Arbitration Required/ Mediation First Option. Any dispute or claim that arises out of or that relates to this agreement, or to the interpretation or breach thereof, shall be resolved by arbitration in accordance with the then effective arbitration rules of Arbitration Service of Portland, Inc. [or the American Arbitration Association, whichever organization is selected by the party who first initiates arbitration by filing a claim in accordance with the filing rules of the organization selected,] and judgment upon the award rendered pursuant to such arbitration may be entered in any court having jurisdiction thereof. The parties acknowledge that mediation usually helps parties to settle their dispute. Therefore, any party may propose mediation whenever appropriate through [one of] the above named organization[s] or any other mediation process or mediator as the parties may agree upon.
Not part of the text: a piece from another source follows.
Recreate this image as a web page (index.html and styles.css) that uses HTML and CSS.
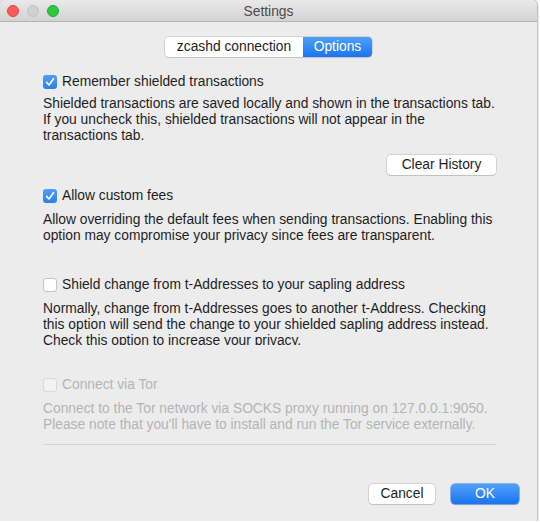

(Note on arbitration's interface with mediation. When normal dispute resolution negotiations falter, mediation is always the first alternative to consider. But, mediation is a voluntary and cooperative process and, unlike arbitration, it cannot be forced upon the other party. A dispute resolution clause should not require mediation as a legal condition precedent to arbitration or litigation, because it allows a defendant in bad faith to use the mediation process as a delay tactic.)

Attorneys' Fee Clause. If an attorneys' fee provision is desired, the attorneys' fee clause should specifically cover arbitration:

Attorneys' Fees. In the event suit or action is brought, or an arbitration proceeding is initiated, to enforce or interpret any of the provisions of this agreement, or that is based thereon, the prevailing party shall be entitled to reasonable attorneys' fees in connection therewith. The determination of who is the prevailing party and the amount of reasonable attorneys' fees to be paid to the prevailing party shall be decided by the arbitrator(s) (with respect to attorneys' fees incurred prior to and during the arbitration proceedings) and by the court or courts, including any appellate court, in which such matter is tried, heard, or decided, including a court that hears a request to compel or enjoin arbitration or that hears any exceptions or objections to, or requests to modify or vacate, an arbitration award submitted to it for confirmation as a judgment (with respect to attorneys' fees incurred in such proceedings).
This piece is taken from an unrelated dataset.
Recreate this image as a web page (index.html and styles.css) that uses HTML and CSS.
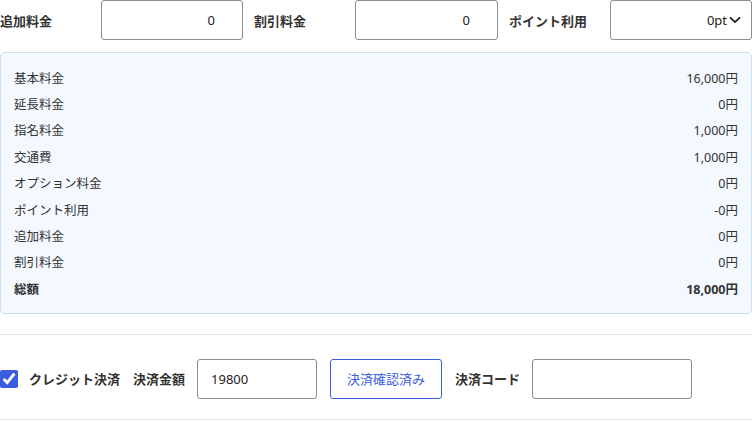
FILE: index.html
```html
<!DOCTYPE html>
<html lang="ja">
<head>
<meta charset="utf-8">
<link rel="stylesheet" href="styles.css">
</head>
<body>
<div class="page">
  <div class="top-row">
    <div class="field">
      <span class="label">追加料金</span>
      <div class="box num">0</div>
    </div>
    <div class="field">
      <span class="label">割引料金</span>
      <div class="box num">0</div>
    </div>
    <div class="field">
      <span class="label">ポイント利用</span>
      <div class="box select">
        <span>0pt</span>
        <svg class="chev" width="12" height="8" viewBox="0 0 12 8"><path d="M1.5 1.8 L6 6.2 L10.5 1.8" fill="none" stroke="#222" stroke-width="1.8" stroke-linecap="round" stroke-linejoin="round"/></svg>
      </div>
    </div>
  </div>

  <div class="summary">
    <div class="row"><span>基本料金</span><span>16,000円</span></div>
    <div class="row"><span>延長料金</span><span>0円</span></div>
    <div class="row"><span>指名料金</span><span>1,000円</span></div>
    <div class="row"><span>交通費</span><span>1,000円</span></div>
    <div class="row"><span>オプション料金</span><span>0円</span></div>
    <div class="row"><span>ポイント利用</span><span>-0円</span></div>
    <div class="row"><span>追加料金</span><span>0円</span></div>
    <div class="row"><span>割引料金</span><span>0円</span></div>
    <div class="row total"><span>総額</span><span>18,000円</span></div>
  </div>

  <div class="payment">
    <input class="check" type="checkbox" checked>
    <span class="label pl-credit">クレジット決済</span>
    <span class="label pl-amount">決済金額</span>
    <div class="box amount">19800</div>
    <button class="confirm">決済確認済み</button>
    <span class="label pl-code">決済コード</span>
    <div class="box code"></div>
  </div>
</div>
</body>
</html>
```

FILE: styles.css
```css
* { box-sizing: border-box; }
html, body { margin: 0; padding: 0; background: #fff; }
body {
  font-family: "Noto Sans", "Noto Sans CJK JP", sans-serif;
  font-size: 13px;
  color: #333;
  width: 752px;
}
.page { width: 752px; }

.top-row {
  display: grid;
  grid-template-columns: 243px 244px 243px;
  column-gap: 11px;
}
.field {
  display: flex;
  align-items: center;
  height: 40px;
}
.label {
  font-weight: 700;
  color: #333;
  white-space: nowrap;
}
.field .label { width: 101px; flex: none; }
.box {
  height: 40px;
  border: 1px solid #8c8c8c;
  border-radius: 3px;
  background: #fff;
  display: flex;
  align-items: center;
  color: #222;
  font-size: 13px;
}
.field .box { flex: 1; }
.num { justify-content: flex-end; padding-right: 27px; }
.select { justify-content: flex-end; padding-right: 10px; }
.select .chev { margin-left: 2px; }

.summary {
  margin-top: 12px;
  background: #f3f9ff;
  border: 1px solid #c8def3;
  border-radius: 5px;
  padding: 11px 13px 11px 13px;
}
.row {
  display: flex;
  justify-content: space-between;
  align-items: center;
  height: 26.4px;
  font-size: 12.5px;
  color: #333;
}
.row.total { font-weight: 700; }

.payment {
  margin-top: 20px;
  border-top: 1px solid #e6e6e6;
  border-bottom: 1px solid #e6e6e6;
  padding: 24px 0 20px;
  display: flex;
  align-items: center;
}
.check {
  margin: 0;
  width: 18px;
  height: 18px;
  accent-color: #3c5ce0;
  flex: none;
}
.pl-credit { margin-left: 11px; }
.pl-amount { margin-left: 13px; }
.amount {
  margin-left: 12px;
  width: 120px;
  padding-left: 13px;
}
.confirm {
  margin-left: 13px;
  width: 112px;
  height: 40px;
  border: 1px solid #3c5ce0;
  border-radius: 3px;
  background: #fff;
  color: #3c5ce0;
  font-family: "Noto Sans", "Noto Sans CJK JP", sans-serif;
  font-size: 13px;
  padding: 0;
}
.pl-code { margin-left: 13px; }
.code { margin-left: 12px; width: 160px; }
```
Additional Provisions to Consider. Customizing the arbitration clause for specific types of agreements will depend on such factors as the size, location, type and complexity of the transaction. Particularly when AAA has been designated, it is especially important to consider supplementing AAA's rules with additional provisions, such as the following:

  • Requiring an arbitrator to be an attorney with not less than ten years in practice and who has expertise in the pertinent area of the law.


  • Specifying that the arbitration shall be decided by a sole arbitrator if the amount in controversy does not exceed a specific dollar amount, and a three-person panel for disputes exceeding that sum.

  • Establishing a fair arbitrator compensation (to increase the likelihood of arbitrator acceptance).

  • Designating the city in which the hearing shall be held.

  • Permitting a party to apply to a court for provisional process (without waiving any arbitration rights) pending the initiation or completion of the arbitration.

  • Establishing discovery procedures (for example, in accordance with ORCP).

  • Requiring an exchange of the documents and a list of witnesses (including experts) 14 (or more) days prior to the hearing.

Providing for the Selection of the Arbitrator. In addition to providing for an efficient procedural processing, the arbitration clause also should ensure the selection of an experienced and able person to serve as arbitrator. Quality is paramount. If the predispute arbitration clause requires arbitration pursuant to the rules of a designated arbitration service, a list of proposed arbitrators will be submitted to the disputants by that arbitration organization after an arbitration has been initiated. Although the parties then will have an opportunity to participate in the arbitration or selection process, the quality of the arbitrators being proposed is crucial. Therefore, in addition to reviewing the procedural rules of the arbitration service being proposed, the attorney should ask for a sample list of arbitrators. You pick one; I pick one. Arbitration clauses that do not designate an arbitration service sometimes require that each side select its own (non-neutral) arbitrator, with those two non-neutrals then selecting a third arbitrator. There are defects in this procedure. Selecting the third arbitrator can be time-consuming, and a stalemate will require a request to a court and the like-it-or-lump-it designation of the chief arbitrator. Using three arbitrators, only one of whom is neutral, is unnecessarily expensive and often a distasteful arrangement to the two non-neutrals. Moreover, such clauses rarely establish even minimum qualifications for the arbitrators and lack procedures to monitor any conflicts of interest or to conduct an appropriate challenge should a conflict arise. Three-person panels. The parties must also decide at what monetary level the dispute should be decided by a panel of three arbitrators rather than a sole arbitrator. Whether the figure should be $50,000 or $100,000 (for example) represents an attorney's assessment of when the additional expense and scheduling complications of a three-person panel is justified. Preselection. One method to ensure high quality arbitrators (and that provides an accelerated selection process) is to preselect and include in the arbitration clause a list of arbitrators, named in order of preference, with the ultimate selection being based upon availability and absence of any conflicts of interest.

Conclusion. The benefits of arbitration for the resolution of business disputes far outweigh the litigative alternative. An informed business client rarely would choose courthouse litigation over arbitration. For shame, then, on the unenlightened attorney who, by failing to include an arbitration clause, allows the opponent to dictate the forum, time, expense, and decision maker. The business lawyer should protect the client at the outset whenever appropriate by crafting a predispute arbitration clause that will ensure the resolution of any future dispute efficiently, promptly, less expensively, and with far greater likelihood of a fair result.